2. Our federated model of government limits our ability to truly act as a single nation. As someone that has travelled around Australia for work for decades, I have always been aware of parochial sentiments across our country, but COVID has shone a light on how deeply tribal and entrenched our state and territory mindset is.

3. ‘Fortress Australia’ is a much better descriptor for our behaviour than ‘Team Australia’.  COVID has exposed how insular and inward looking we really are as a nation and we appear to have quickly forgotten the importance of social and economic connection with the rest of the world.
So what can we do about this?  We have to try and find solutions that are politically smart, can be implemented consistently across the country, and that enable us to meaningfully connect with the rest of the world as soon as possible.  And, they should ideally be based on data and evidence.

Being a bit of a nerd, I read the full Doherty Institute modelling report during the week and it was thought provoking.  My main takeaway is that this is a pure mathematical game now and we need to focus on getting 80%+ of our 16 and above population vaccinated as quickly as possible if we are to sustainably open up our country in a way that supports co-existence with the COVID virus. 

Today just over one third of our 16 and above population is vaccinated which means we are off to a decent start but still have a long way still to go.  To get to the 80% threshold there are three things we need to get right.
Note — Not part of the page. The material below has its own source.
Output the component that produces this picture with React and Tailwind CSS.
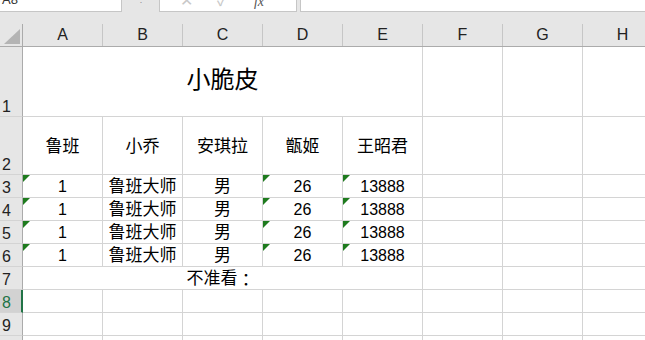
import React from "react";

const COLS = ["A", "B", "C", "D", "E", "F", "G", "H"];
const FONT = { fontFamily: '"Liberation Sans", "Noto Sans CJK SC", sans-serif' };

const heroes = ["鲁班", "小乔", "安琪拉", "甑姬", "王昭君"];
const dataRows = [3, 4, 5, 6].map((n) => ({ n, cells: ["1", "鲁班大师", "男", "26", "13888"] }));
// cells with the little green "number stored as text" flag
const flagged = [0, 3, 4];

function Flag() {
    return (
        <svg className="absolute left-0 top-0" width="7" height="7" viewBox="0 0 7 7">
            <polygon points="0,0 7,0 0,7" fill="#1e7b1e" />
        </svg>
    );
}

function RowHead({ n, h, active }) {
    return (
        <div
            className={`shrink-0 w-[23px] flex items-end pl-[2px] pb-[1px] text-[16px] leading-none border-b border-[#d4d4d4] ${
                active
                    ? "bg-[#d2d2d2] text-[#217346] border-r-2 border-r-[#217346]"
                    : "bg-[#e6e6e6] text-[#222] border-r border-r-[#ababab]"
            }`}
            style={{ height: h }}
        >
            {n}
        </div>
    );
}

function Cell({ w = 80, children, className = "" }) {
    return (
        <div
            className={`relative shrink-0 flex items-center justify-center border-r border-b border-[#d4d4d4] text-[16px] text-black ${className}`}
            style={{ width: w }}
        >
            {children}
        </div>
    );
}

function Row({ n, h, active, children }) {
    return (
        <div className="flex" style={{ height: h }}>
            <RowHead n={n} h={h} active={active} />
            {children}
        </div>
    );
}

function EmptyCells({ from }) {
    return COLS.slice(from).map((c) => <Cell key={c} />);
}

export default function App() {
    return (
        <div className="w-[645px] h-[340px] overflow-hidden bg-white" style={FONT}>
            {/* formula bar, cut off at the top */}
            <div className="h-[24px] bg-[#e6e6e6] flex items-start">
                <div className="w-[122px] h-[12px] bg-white border-r border-b border-[#c6c6c6] overflow-hidden">
                    <div className="text-[13px] leading-none text-[#333] pl-[2px] mt-[-7px]">A8</div>
                </div>
                <div className="w-[37px] flex justify-center text-[#9a9a9a] text-[10px] leading-none mt-[-6px]">⋮</div>
                <div className="w-[138px] h-[12px] bg-white border-r border-b border-l border-[#c6c6c6] flex items-end overflow-hidden text-[16px] leading-none">
                    <span className="ml-[20px] text-[#c8c8c8] mb-[2px]">✕</span>
                    <span className="ml-[24px] text-[#c8c8c8] mb-[2px]">✓</span>
                    <span className="ml-[26px] text-[#555] italic text-[14px] mb-[2px]" style={{ fontFamily: '"Liberation Serif", serif' }}>fx</span>
                </div>
                <div className="flex-1 h-[12px] ml-[3px] bg-white border-l border-b border-[#c6c6c6]" />
            </div>

            {/* column headers */}
            <div className="flex h-[23px] bg-[#e6e6e6] border-b border-[#ababab]">
                <div className="relative shrink-0 w-[23px] border-r border-[#ababab]">
                    <svg className="absolute left-[4px] top-[5px]" width="16" height="15" viewBox="0 0 16 15">
                        <polygon points="16,0 16,15 0,15" fill="#b4b4b4" />
                    </svg>
                </div>
                {COLS.map((c) => (
                    <div
                        key={c}
                        className="shrink-0 w-[80px] flex items-center justify-center text-[16px] text-[#222] border-r border-[#c6c6c6]"
                    >
                        {c}
                    </div>
                ))}
            </div>

            <Row n="1" h={70}>
                <Cell w={400} className="text-[24px] pb-[4px]">小脆皮</Cell>
                <EmptyCells from={5} />
            </Row>

            <Row n="2" h={58}>
                {heroes.map((name) => (
                    <Cell key={name} className="text-[17px] pt-[2px]">{name}</Cell>
                ))}
                <EmptyCells from={5} />
            </Row>

            {dataRows.map((r) => (
                <Row key={r.n} n={String(r.n)} h={23}>
                    {r.cells.map((v, i) => (
                        <Cell key={i} className={`pt-[2px] ${i === 1 || i === 2 ? "text-[17px]" : ""}`}>
                            {flagged.includes(i) && <Flag />}
                            {v}
                        </Cell>
                    ))}
                    <EmptyCells from={5} />
                </Row>
            ))}

            <Row n="7" h={23}>
                <Cell w={400} className="text-[17px] pt-[2px] pr-[4px]">
                    不准看
                    <span style={{ fontFamily: '"Noto Sans CJK JP", sans-serif' }}>：</span>
                </Cell>
                <EmptyCells from={5} />
            </Row>

            <Row n="8" h={23} active>
                <EmptyCells from={0} />
            </Row>

            <Row n="9" h={23}>
                <EmptyCells from={0} />
            </Row>

            <Row n="10" h={23}>
                <EmptyCells from={0} />
            </Row>
        </div>
    );
}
1. Supply – one fact that has been somewhat lost recently amongst recent political announcements and messaging is that we do not yet have anywhere near sufficient supplies of mRNA vaccines to achieve our 80%+ target.  We do have plenty of Astra Zeneca vaccines – which my family have accessed to get vaccinated – but some premature and unfortunate commentary has made this a more difficult sell than it should have been.  Given this, we urgently need clarity regarding when significant quantities of Pfizer and Moderna vaccines will become available for the general population, together with an effective, coordinated and easily accessible national vaccine distribution strategy.

2. Incentives – most Australians are planning to be vaccinated, but 80% is going to be a very tough benchmark to hit without additional focus and strategies.  Globally one of the most successful and logical approaches we should learn from and adopt is the provision of specific incentives to reward and encourage people to get vaccinated.  The incentives that have had the most impact are not financial inducements - they relate to greater ‘freedoms’ for those that are vaccinated.

Domestically this could be the freedom to travel interstate, to attend public events, and to visit entertainment venues.  Incentives should also be used to support the increasingly urgent need to re-open our international borders to skilled migrants, students and tourists, and to facilitate much needed family reunifications.  By the end of the year, we should set a goal that fully vaccinated individuals are be able to travel to and from authorised countries subject to practical measures like a short period of home quarantine and a negative COVID test.

3. Communication – our communication strategy to date has been strangely tentative and unmemorable.  If we are to reach our targets, particularly with our most needy and hesitant cohorts, we need to communicate in a much more prolific, engaging and focused way.  We should actively leverage role models and icons that connect with our target audiences.  Some campaigns utilising good old-fashioned Aussie humour and cheekiness wouldn’t hurt either.

There are many competing views and messages from our elected and health leaders at the moment, but everyone agrees on one thing – the more vaccinations, the better.  This gives us a clear frame and basis for moving forward.  What we need now is political will, vaccine supply and the right incentives and messaging to achieve our 80%+ goal. 

It’s time to bring ‘Team Australia’ to life and get this country moving again.